I have made mistakes, I have fallen short, I have had to learn and re-learn work/life balance, navigate going from an exclusive agent to independent, learn how to grow, run a successful and profitable business, manage people and a million other things. But, it has been worth every moment. Mostly because I get to serve on a team alongside the most amazing people with a shared goal and interest. As well as getting to show up for my clients in their hardest times and making their lives better.

Lastly, the greatest piece of advice I could ever share and the same principle that has propelled me forward, is to hire to your weaknesses. You cannot be all things to all people and as smart as you may be, all of us have blind spots or things we are not good at.
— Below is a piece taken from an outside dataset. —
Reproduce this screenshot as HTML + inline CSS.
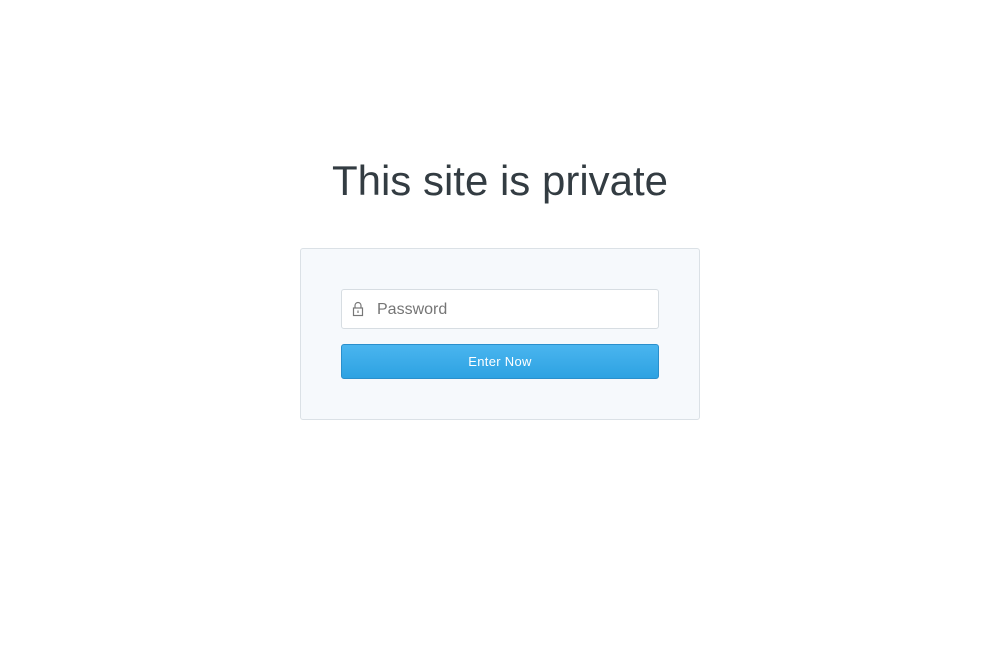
<!DOCTYPE html>
<html><head><style>
body{margin:0;background:#fff;font-family:"Liberation Sans",sans-serif;}
h1{position:absolute;top:156px;left:0;width:1000px;text-align:center;margin:0;font-weight:normal;font-size:42px;color:#333c42;line-height:50px}
.box{position:absolute;left:300px;top:248px;width:398px;height:170px;border:1px solid #dbe1e6;border-radius:3px;background:#f6f9fc}
.inp{position:absolute;left:40px;top:40px;width:316px;height:38px;border:1px solid #d7dde2;border-radius:3px;background:#fff}
.inp span{position:absolute;left:35px;top:11px;font-size:16px;color:#757575}
.inp svg{position:absolute;left:10px;top:11px}
.btn{position:absolute;left:40px;top:95px;width:316px;height:33px;border:1px solid #2a8fcc;border-radius:3px;background:linear-gradient(#4ab5ef,#2da2e2);color:#fff;font-size:13px;text-align:center;line-height:33px;letter-spacing:.3px}
</style></head><body>
<h1>This site is private</h1>
<div class="box">
<div class="inp"><svg width="12" height="16" viewBox="0 0 12 16"><path d="M3 7V4.5a3 3 0 0 1 6 0V7" fill="none" stroke="#777" stroke-width="1.2"/><rect x="1.5" y="7" width="9" height="7.5" fill="none" stroke="#777" stroke-width="1.2"/><rect x="5.4" y="9.5" width="1.2" height="2.5" fill="#777"/></svg><span>Password</span></div>
<div class="btn">Enter Now</div>
</div>
</body></html>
So invest in people who challenge you, who think differently, who are of a high caliber and want to thrive in what they are good at doing, and then step out of the way and let them do it!

Angela Lindsay: Seek out really good mentors and sponsors as you develop your career, they will help you develop yourself and get to the next level.

Karyn S. Roeling: Tell everyone about insurance and how many neat career paths one can take in this insurance world. Insurance touches everything we do, everyone we know and is a very interesting industry that I feel like many people shy away from when they hear the word “insurance” but we insurance professionals have the opportunity to change that perception with every interaction! 

Nationwide’s diversity, equity and inclusion philosophy

A diverse and inclusive workforce is critical to Nationwide’s success. Bringing together the unique characteristics of each of our associates – gender, gender identity, sexual orientation, age, nationality, disability, veteran status, ethnicity, race, religion, as well as many other differences such as thinking styles, personalities and work experience – is an integral part of who we are and how we operate as a company. We are proud of Nationwide’s inclusive culture that supports every associate’s success and encourages an environment where they can feel challenged, appreciated, respected and engaged.